The Tulsa chapter of Habitat for Humanity, which has built 137 low-cost homes -- mostly in north and west Tulsa -- since it formed in 1988, has planted three in Broken Arrow so far and has another one planned for construction soon.
Most land for Habitat projects is donated, so the organization has to build where it can get land, Gary Casteel, Habitat executive director, said. Habitat officials would like to put more homes in Broken Arrow and other suburban communities, but high land costs make acquiring property there more difficult.
That's where older sections of the cities could come to play a bigger part in advancing Habitat's mission, Casteel said.
"Hopefully, community leaders will look at their older downtown areas and see the opportunity there for decent affordable housing, whether through us or other options," he said.
Habitat, a faith-based organization with chapters all over the world, will build one of its upcoming homes in Broken Arrow's downtown area -- on vacant property donated by the city.
The city acquired the property several years ago to accommodate a street widening project.
Giving it to Habitat to convert for low-cost housing is consistent with city goals, Broken Arrow Mayor Richard Carter said.
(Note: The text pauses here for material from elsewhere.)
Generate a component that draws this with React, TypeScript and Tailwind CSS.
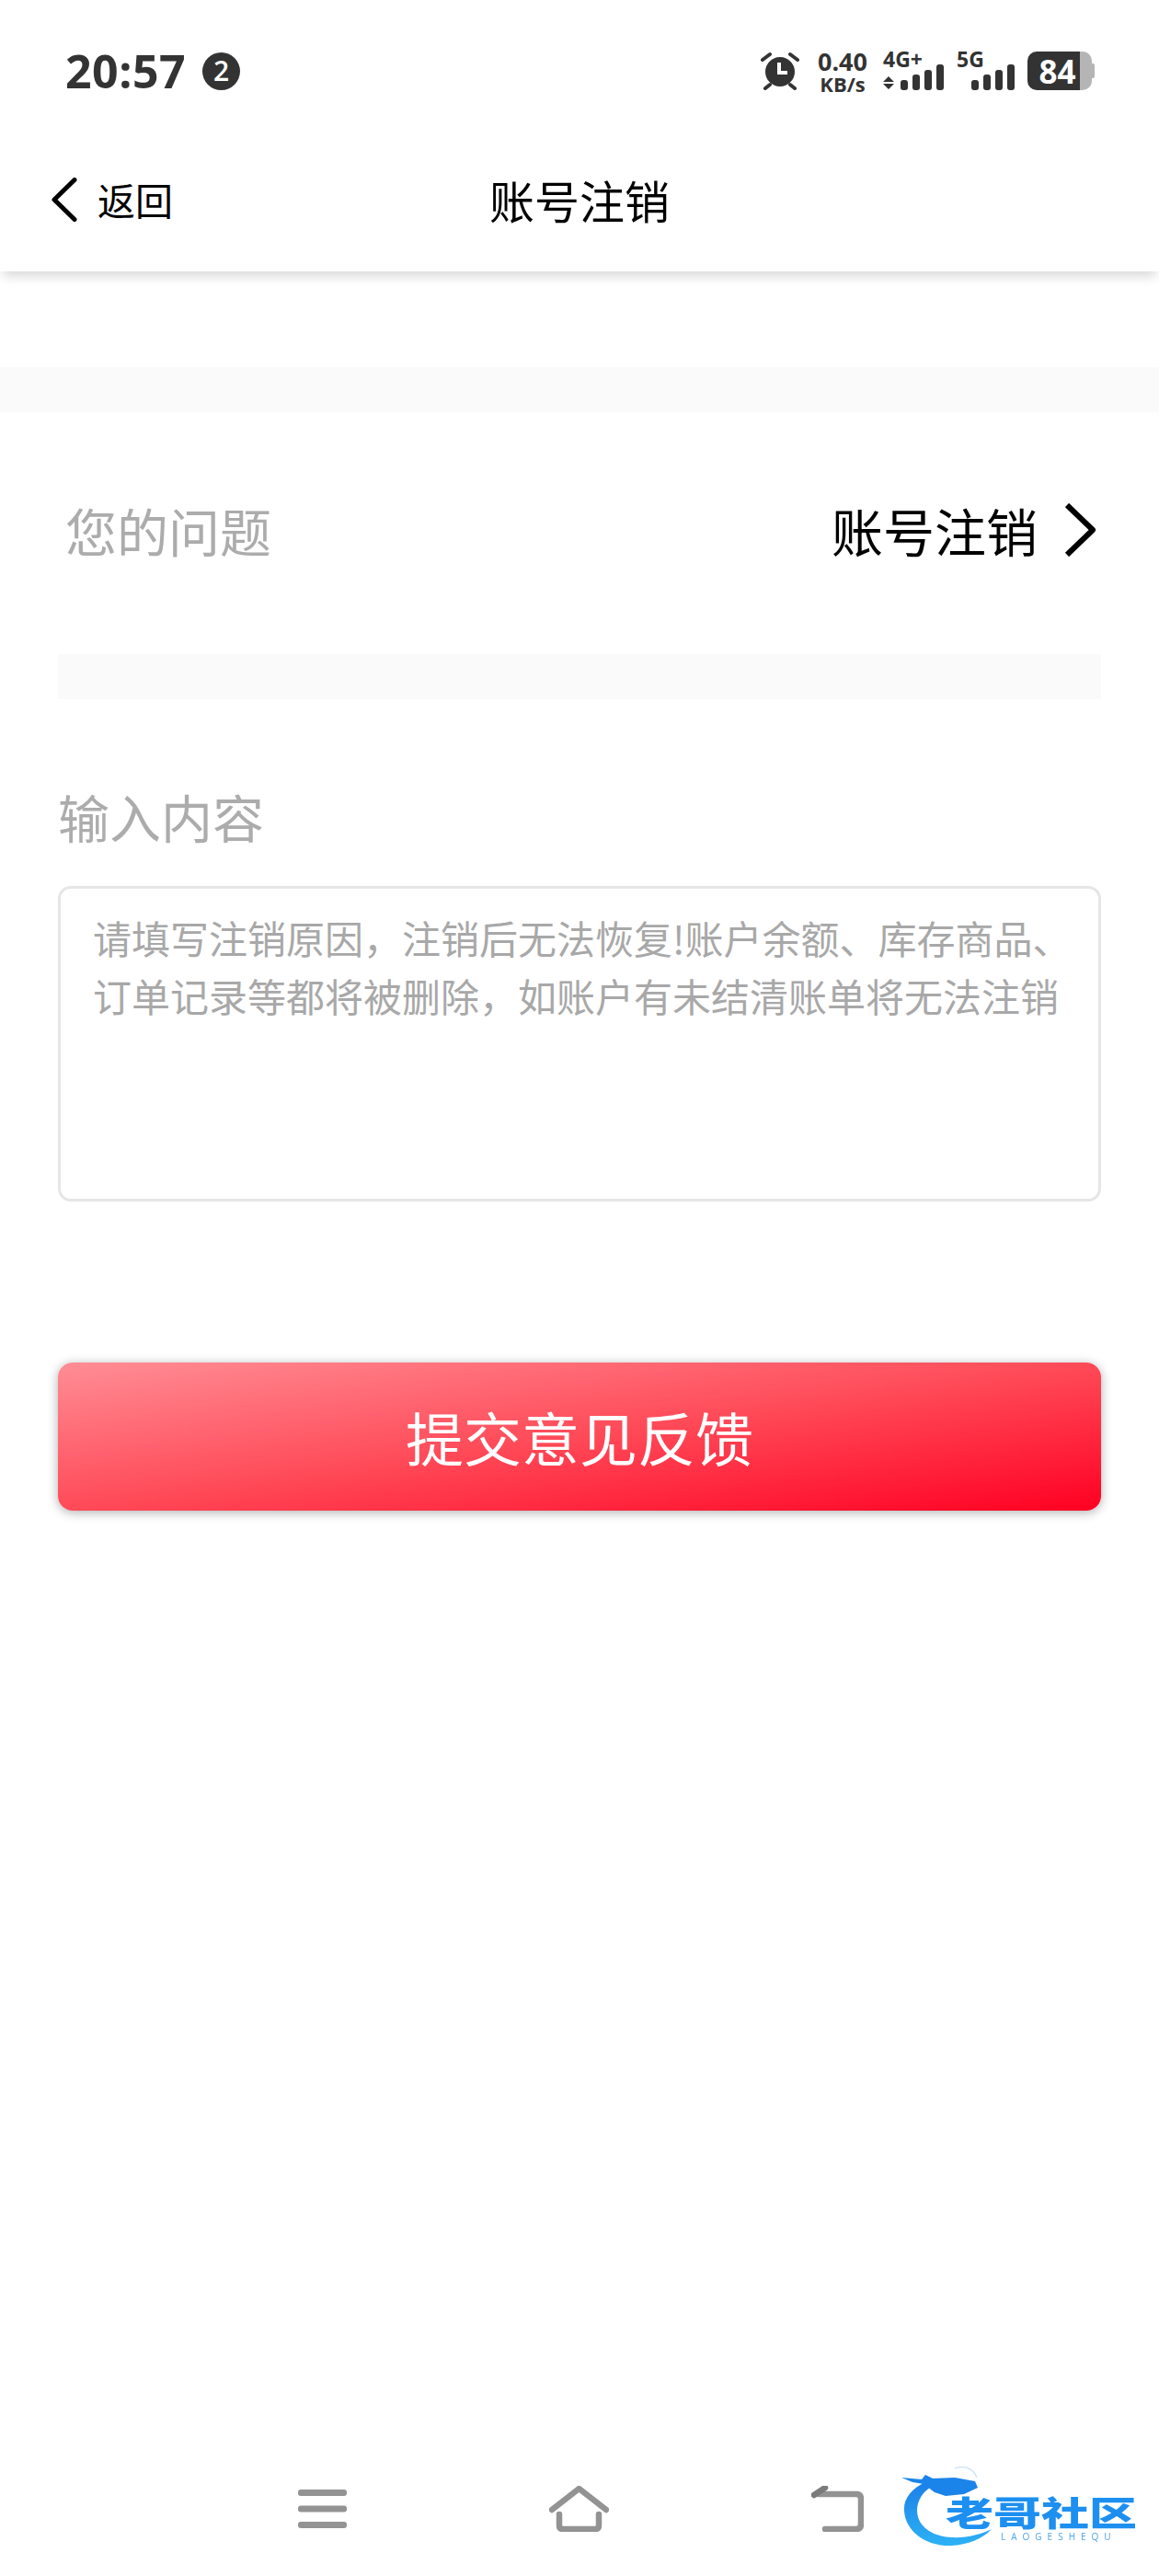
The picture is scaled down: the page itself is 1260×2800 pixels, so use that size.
const cjk = "font-['Noto_Sans_CJK_SC','Noto_Sans',sans-serif]";
const ui = "font-['Open_Sans','Noto_Sans',sans-serif]";

const AlarmIcon = () => (
  <svg width="44" height="42" viewBox="0 0 44 42" fill="none">
    <circle cx="22" cy="22" r="16" fill="#333" />
    <path d="M21 12v11h9" stroke="#fff" strokeWidth="4" />
    <path d="M3 9l8-6M41 9l-8-6M6 40l5-4M38 40l-5-4" stroke="#333" strokeWidth="4" strokeLinecap="round" />
  </svg>
);

const SignalBars = () => (
  <svg width="47" height="28" viewBox="0 0 47 28" fill="#333">
    <rect x="0" y="17" width="8" height="11" rx="3" />
    <rect x="13" y="11" width="8" height="17" rx="3" />
    <rect x="26" y="6" width="8" height="22" rx="3" />
    <rect x="39" y="0" width="8" height="28" rx="3" />
  </svg>
);

const ChevronLeft = () => (
  <svg width="28" height="48" viewBox="0 0 28 48" fill="none">
    <path d="M25 2.5L3 24l22 21.5" stroke="#000" strokeWidth="5" strokeLinecap="round" strokeLinejoin="round" />
  </svg>
);

const ChevronRight = () => (
  <svg width="36" height="58" viewBox="0 0 36 58" fill="none">
    <path d="M4 2l28 27L4 56" stroke="#000" strokeWidth="6" strokeLinejoin="round" />
  </svg>
);

const StatusBar = () => (
  <div className={`flex h-[154px] items-center justify-between pr-[70px] pl-[71px] text-[#333] ${ui}`}>
    <div className="flex items-center gap-[18px]">
      <span className="text-[50px] leading-none font-bold tracking-[0.5px]">20:57</span>
      <span className="flex h-[41px] w-[41px] items-center justify-center rounded-full bg-[#333] text-[30px] leading-none font-semibold text-white">
        2
      </span>
    </div>
    <div className="flex items-center">
      <AlarmIcon />
      <div className="ml-[16px] flex w-[60px] flex-col items-center font-bold">
        <span className="text-[27px] leading-[27px]">0.40</span>
        <span className="text-[22px] leading-[22px]">KB/s</span>
      </div>
      <div className="relative ml-[14px] flex h-[42px] w-[66px] items-end gap-[7px]">
        <span className="absolute top-[-1px] left-0 text-[23px] leading-[18px] font-bold">4G+</span>
        <svg width="12" height="14" viewBox="0 0 12 14" fill="#333" className="mb-[1px]">
          <path d="M6 0l6 6H0zM6 14L0 8h12z" />
        </svg>
        <SignalBars />
      </div>
      <div className="relative ml-[14px] flex h-[42px] w-[63px] items-end justify-end">
        <span className="absolute top-[-1px] left-0 text-[23px] leading-[18px] font-bold">5G</span>
        <SignalBars />
      </div>
      <div className="ml-[14px] flex items-center">
        <span className="flex h-[42px] w-[57px] items-center justify-center rounded-l-[10px] bg-[#333] pl-[8px] text-[35px] leading-none font-bold text-white">
          84
        </span>
        <div className="h-[42px] w-[13px] rounded-r-[10px] bg-[#b5b5b5]" />
        <div className="h-[16px] w-[3px] rounded-r-[2px] bg-[#b5b5b5]" />
      </div>
    </div>
  </div>
);

const NavBar = () => (
  <div className={`relative z-10 grid h-[141px] grid-cols-3 items-center bg-white pr-[56px] pb-[16px] pl-[56px] shadow-[0_9px_12px_-4px_rgba(0,0,0,0.16)] ${cjk}`}>
    <div className="flex items-center gap-[22px] text-[41px] leading-none text-black">
      <ChevronLeft />
      <span>返回</span>
    </div>
    <div className="w-full text-center text-[49px] leading-none text-black">账号注销</div>
    <div />
  </div>
);

const MenuIcon = () => (
  <svg width="53" height="50" viewBox="0 0 53 50" fill="#939393">
    <rect x="0" y="4" width="53" height="7" rx="3" />
    <rect x="0" y="21.5" width="53" height="7" rx="3" />
    <rect x="0" y="39" width="53" height="7" rx="3" />
  </svg>
);

const HomeIcon = () => (
  <svg width="65" height="50" viewBox="0 0 65 50" fill="none" stroke="#939393" strokeWidth="6.5" strokeLinecap="round" strokeLinejoin="round">
    <path d="M3 26L32.5 3 62 26" />
    <path d="M11 31v12q0 4 4 4h35q4 0 4-4V31" />
  </svg>
);

const BackIcon = () => (
  <svg width="57" height="50" viewBox="0 0 57 50" fill="none" strokeWidth="6.5" strokeLinecap="round" strokeLinejoin="round">
    <path d="M8 9h41q5 0 5 5v28q0 5-5 5H15" stroke="#939393" />
    <path d="M3 10l12-8" stroke="#7b7b7b" />
  </svg>
);

const Watermark = () => (
  <div className="absolute right-[22px] bottom-[27px] h-[100px] w-[260px] blur-[0.6px]">
    <svg width="112" height="100" viewBox="0 0 112 100" fill="none" className="absolute top-0 left-0">
      <defs>
        <linearGradient id="ring" x1="0" y1="0" x2="0" y2="1">
          <stop offset="0" stopColor="#1b7ee8" />
          <stop offset="1" stopColor="#2db2f5" />
        </linearGradient>
      </defs>
      <path
        d="M30 24C12 32 4 44 5 56C6 78 28 95 56 94C74 93 90 87 100 76C88 82 72 86 56 85C34 84 19 72 19 56C19 44 26 34 38 28Z"
        fill="url(#ring)"
      />
      <path d="M2 20L24 22L28 17L36 21L60 20L82 24L85 31L70 38L50 40L38 36L26 27L14 25Z" fill="#1b84ea" />
      <path d="M60 10C70 6 80 10 84 20" stroke="#cfe6f8" strokeWidth="1.5" />
    </svg>
    <span className={`absolute top-[35px] left-[50px] origin-center scale-y-[0.72] text-[52px] leading-[44px] font-black whitespace-nowrap text-[#1d8ff0] ${cjk}`}>
      老哥社区
    </span>
    <span className={`absolute top-[79px] left-[110px] text-[10px] leading-[10px] tracking-[6px] text-[#4da5ea] ${ui}`}>LAOGESHEQU</span>
  </div>
);

const BottomNav = () => (
  <div className="relative mt-auto flex h-[140px] items-start gap-[220px] pt-[42px] pl-[324px]">
    <MenuIcon />
    <HomeIcon />
    <BackIcon />
    <Watermark />
  </div>
);

export default function App() {
  return (
    <div className={`flex h-[2800px] w-[1260px] flex-col bg-white ${cjk}`}>
      <StatusBar />
      <NavBar />
      <div className="mt-[104px] h-[49px] bg-[#fafafa]" />

      <div className="flex h-[263px] items-center justify-between pr-[68px] pb-[7px] pl-[71px]">
        <span className="text-[56px] leading-none text-[#acacac]">您的问题</span>
        <div className="flex items-center gap-[28px]">
          <span className="text-[56px] leading-none text-black">账号注销</span>
          <ChevronRight />
        </div>
      </div>

      <div className="mx-[63px] h-[49px] bg-[#fafafa]" />

      <div className="px-[63px]">
        <div className="mt-[97px] mb-[46px] h-[60px] text-[56px] leading-[60px] text-[#acacac]">输入内容</div>
        <div className="h-[343px] rounded-[14px] border-[3px] border-[#e6e6e6] pt-[21px] pl-[35px] text-[42px] leading-[63px] whitespace-nowrap text-[#a8a8a8]">
          请填写注销原因，注销后无法恢复!账户余额、库存商品、
          <br />
          订单记录等都将被删除，如账户有未结清账单将无法注销
        </div>
        <button className="mt-[175px] flex h-[161px] w-full items-center justify-center rounded-[16px] bg-[linear-gradient(172deg,#ff8d95_0%,#ff4a58_50%,#ff0022_100%)] pb-[3px] text-[63px] leading-none text-white shadow-[0_2px_12px_rgba(0,0,0,0.32)]">
          提交意见反馈
        </button>
      </div>

      <BottomNav />
    </div>
  );
}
"The city is encouraging downtown development and one of the things we look at is a way of bringing families into downtown -- and new housing to replace vacant lots or dilapidated older structures. Habitat is a good way to accomplish that," Carter said.
Casteel said the family has been selected and the project should begin in mid-September with a workforce of weekend volunteers pitching in, including help from Broken Arrow churches.
"Once we have the slab, it'll take 10 Saturdays to finish," Casteel said.
The new Broken Arrow home, one of 25 Habitat has planned for 2006, will be about 1,100 square feet. The organization already has funds to cover the estimated $60,000 cost, Casteel said.
The Habitat program works like this:
The chapter selects a family from a list of applicants in the area. The family is required to put in 500 hours -- Habitat calls it "sweat equity" -- assisting with other Habitat building projects, including their own house. When the house is ready, it's sold to the family at cost with no interest charged on the mortgage.
Volunteers make it all possible, Casteel said. Habitat officials reach out to local churches for support, recently meeting with representatives from several in Broken Arrow.
Churches are invited to sign up to help build or fill other supporting roles, such as providing refreshments and lunches.
"The support has been good on our previous projects in Broken Arrow," Casteel said. "There's a lot of community spirit there."
The Broken Arrow project could also help with Habitat's wider mission effort. The organization hopes to find 12 Broken Arrow churches to help fund a home-building project overseas.
"It's called our House For A House commitment and we're asking that they donate $1,000 each," Casteel said. " Of course, we welcome any help of any kind they can give."
The organization's three previous Broken Arrow houses are on Houston Street, North 14th Street and East Greeley Street. The upcoming project is on South Cedar Avenue.
Habitat-Tulsa officials have a long-range plan for the metro area -- to build 1,500 houses by 2025.
"We're a little behind," Casteel said. "That would put us building 70 a year from here on out. But we're confident. Our goal is to eventually eliminate substandard housing from the area."
The organization is buying more properties in North Tulsa now, thanks to a $500,000 grant from a local foundation to build houses there, he added.